=== Short task ===
All lines holding the string "that" are to be shown.
^^^^^^^^^^^^^^^^
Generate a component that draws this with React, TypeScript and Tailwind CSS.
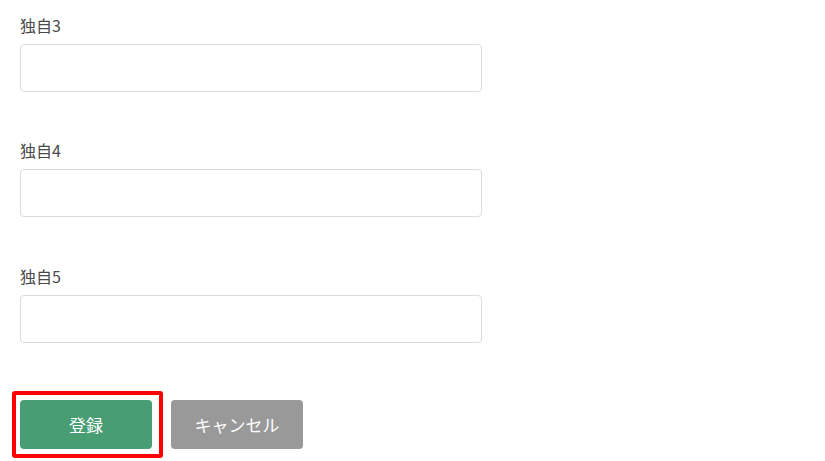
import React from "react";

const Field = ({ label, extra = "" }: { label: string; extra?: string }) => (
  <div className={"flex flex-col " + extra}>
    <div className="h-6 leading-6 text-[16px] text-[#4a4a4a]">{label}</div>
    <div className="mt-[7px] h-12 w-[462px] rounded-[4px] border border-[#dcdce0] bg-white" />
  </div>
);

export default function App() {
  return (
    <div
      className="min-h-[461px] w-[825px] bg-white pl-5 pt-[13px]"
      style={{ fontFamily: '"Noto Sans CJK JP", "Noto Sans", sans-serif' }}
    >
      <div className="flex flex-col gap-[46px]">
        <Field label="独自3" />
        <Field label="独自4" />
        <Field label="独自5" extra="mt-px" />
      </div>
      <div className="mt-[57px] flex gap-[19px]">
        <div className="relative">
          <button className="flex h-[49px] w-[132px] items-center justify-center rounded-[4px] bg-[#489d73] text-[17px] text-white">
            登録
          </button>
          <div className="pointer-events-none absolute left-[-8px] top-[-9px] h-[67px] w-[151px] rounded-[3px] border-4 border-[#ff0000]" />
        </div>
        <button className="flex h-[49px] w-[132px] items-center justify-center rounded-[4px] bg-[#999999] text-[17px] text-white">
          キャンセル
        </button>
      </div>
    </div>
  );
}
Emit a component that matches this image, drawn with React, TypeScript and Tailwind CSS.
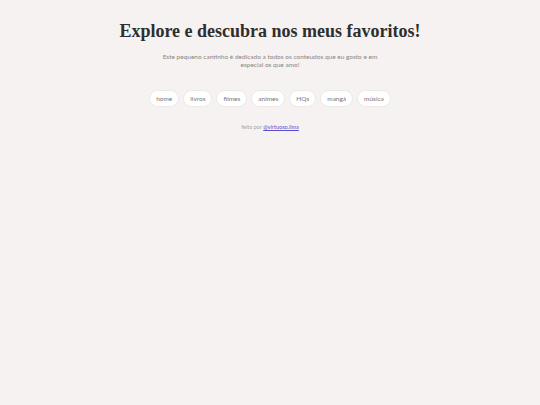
^^^^^^^^^^^^^^^^
=== Written response ===
Generate a component that draws this with React, TypeScript and Tailwind CSS.
Emit a component that matches this image, drawn with React, TypeScript and Tailwind CSS.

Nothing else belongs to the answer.